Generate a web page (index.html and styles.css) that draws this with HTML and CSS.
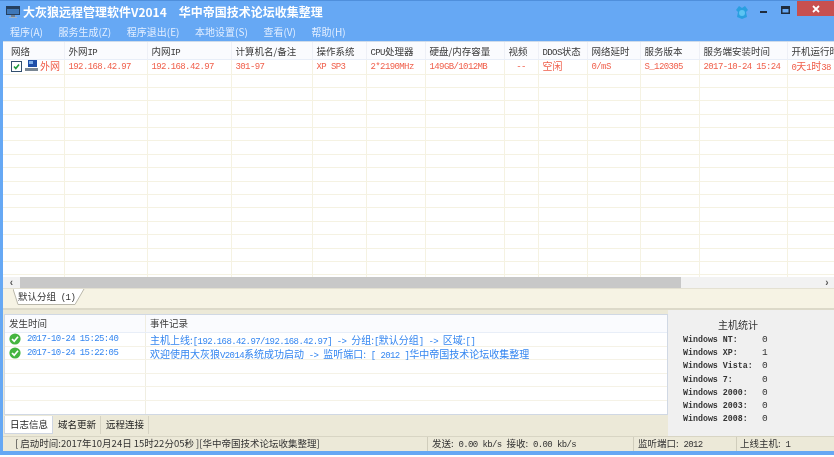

...

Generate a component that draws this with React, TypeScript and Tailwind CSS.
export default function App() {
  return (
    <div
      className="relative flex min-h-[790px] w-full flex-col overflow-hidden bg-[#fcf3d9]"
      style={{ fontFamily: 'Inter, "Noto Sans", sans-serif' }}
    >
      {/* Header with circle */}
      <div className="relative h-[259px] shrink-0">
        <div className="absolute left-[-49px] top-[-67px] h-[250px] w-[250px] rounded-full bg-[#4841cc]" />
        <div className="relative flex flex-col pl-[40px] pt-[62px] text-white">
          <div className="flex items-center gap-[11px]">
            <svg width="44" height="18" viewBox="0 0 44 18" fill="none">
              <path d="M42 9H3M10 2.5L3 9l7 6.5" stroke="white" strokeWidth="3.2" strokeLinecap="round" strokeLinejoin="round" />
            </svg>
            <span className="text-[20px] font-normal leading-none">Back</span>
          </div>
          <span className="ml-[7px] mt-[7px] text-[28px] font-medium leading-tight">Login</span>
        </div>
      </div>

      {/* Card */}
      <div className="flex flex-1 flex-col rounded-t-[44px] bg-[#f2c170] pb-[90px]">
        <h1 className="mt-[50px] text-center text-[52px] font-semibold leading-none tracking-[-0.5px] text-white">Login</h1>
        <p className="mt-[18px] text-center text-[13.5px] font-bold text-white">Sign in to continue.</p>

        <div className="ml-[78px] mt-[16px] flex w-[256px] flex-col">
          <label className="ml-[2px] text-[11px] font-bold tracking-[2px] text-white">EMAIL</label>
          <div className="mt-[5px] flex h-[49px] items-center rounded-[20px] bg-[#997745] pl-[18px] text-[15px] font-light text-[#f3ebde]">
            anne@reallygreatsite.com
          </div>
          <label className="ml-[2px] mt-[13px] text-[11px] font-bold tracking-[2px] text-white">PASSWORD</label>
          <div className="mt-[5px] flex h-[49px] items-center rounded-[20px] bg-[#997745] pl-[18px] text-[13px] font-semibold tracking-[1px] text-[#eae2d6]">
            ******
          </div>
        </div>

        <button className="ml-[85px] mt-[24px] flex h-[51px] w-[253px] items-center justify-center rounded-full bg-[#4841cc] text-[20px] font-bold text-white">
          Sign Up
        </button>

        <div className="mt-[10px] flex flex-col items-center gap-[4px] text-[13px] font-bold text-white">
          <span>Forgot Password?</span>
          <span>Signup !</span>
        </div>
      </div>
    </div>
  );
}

◆ Aim
Which lines above run from the one containing "Generate a component" down to the one containing "in to continue.</p>"? Repeat exactly those, both ends included, and nothing else.

◆ Written reply
Generate a component that draws this with React, TypeScript and Tailwind CSS.
export default function App() {
  return (
    <div
      className="relative flex min-h-[790px] w-full flex-col overflow-hidden bg-[#fcf3d9]"
      style={{ fontFamily: 'Inter, "Noto Sans", sans-serif' }}
    >
      {/* Header with circle */}
      <div className="relative h-[259px] shrink-0">
        <div className="absolute left-[-49px] top-[-67px] h-[250px] w-[250px] rounded-full bg-[#4841cc]" />
        <div className="relative flex flex-col pl-[40px] pt-[62px] text-white">
          <div className="flex items-center gap-[11px]">
            <svg width="44" height="18" viewBox="0 0 44 18" fill="none">
              <path d="M42 9H3M10 2.5L3 9l7 6.5" stroke="white" strokeWidth="3.2" strokeLinecap="round" strokeLinejoin="round" />
            </svg>
            <span className="text-[20px] font-normal leading-none">Back</span>
          </div>
          <span className="ml-[7px] mt-[7px] text-[28px] font-medium leading-tight">Login</span>
        </div>
      </div>

      {/* Card */}
      <div className="flex flex-1 flex-col rounded-t-[44px] bg-[#f2c170] pb-[90px]">
        <h1 className="mt-[50px] text-center text-[52px] font-semibold leading-none tracking-[-0.5px] text-white">Login</h1>
        <p className="mt-[18px] text-center text-[13.5px] font-bold text-white">Sign in to continue.</p>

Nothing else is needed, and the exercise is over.